Monday, April 5, 2010

Civil Rights Coda



“I claim my birthright! A lone man talking to myself, no house in the brown vastness to hear

imagining the throng of Selves

that makes this nation one body of Prophecy.”

-Allen Ginsburg, Wichita Vortex Sutra




"A politics of solidarity…must inevitably run up against the hard facts of political economy…As we’ve seen, black America isn’t just as fissured as white America; it is more so…As economic differences increase, the need to maintain the appearance of cultural and ideological conformity also increases. But it is these fake masks of conformity that disguise how very vast black class differentials really are…Black America needs a politics whose first mission isn’t the reinforcement of the idea of black America; and a discourse of race that isn’t centrally concerned with preserving the idea of race and racial unanimity. We need something we don’t yet have: a way of speaking about black poverty that doesn’t falsify the reality of black advancement, a way of speaking about black advancement that doesn’t distort the enduring realities of black poverty. "

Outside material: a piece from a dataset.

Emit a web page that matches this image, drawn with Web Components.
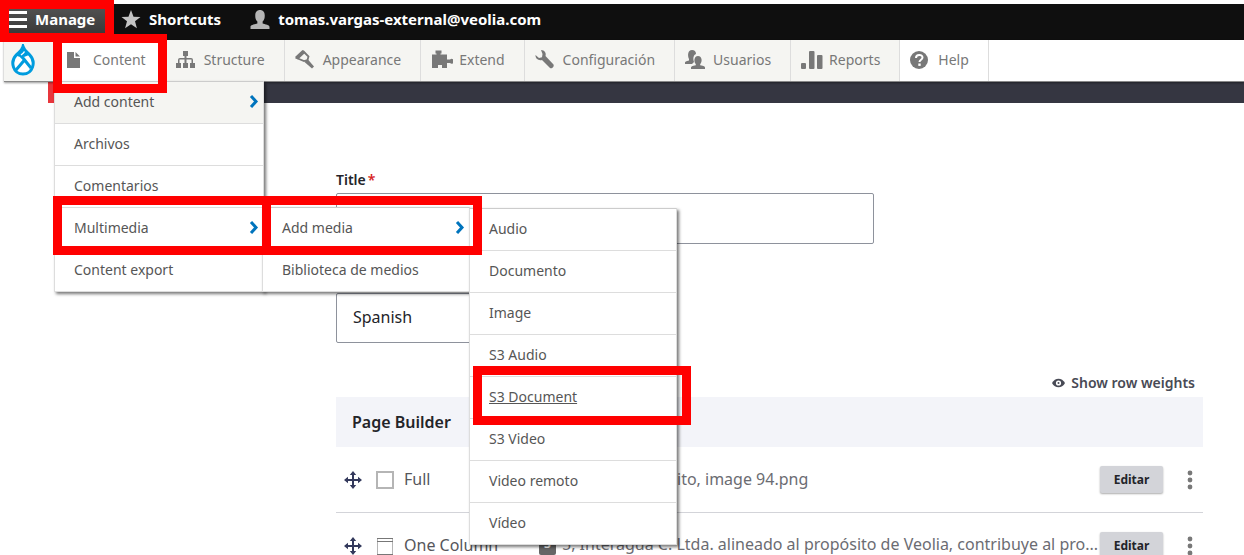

- Henry Louis Gates, Jr. Parable of the Talents from The Future of the Race.












Larry took the image of Obama parting the crowd on the 2008 campaign trail. This picture fulfills Allen Ginburg's quote. Raised from a long lineage of civil rights activists, Obama is speaking a language of hope. During his campaign, he transformed into an icon for America to reach towards or reject.


He is forcefully parting the crowd to offer us a path to follow, a path that affirms change.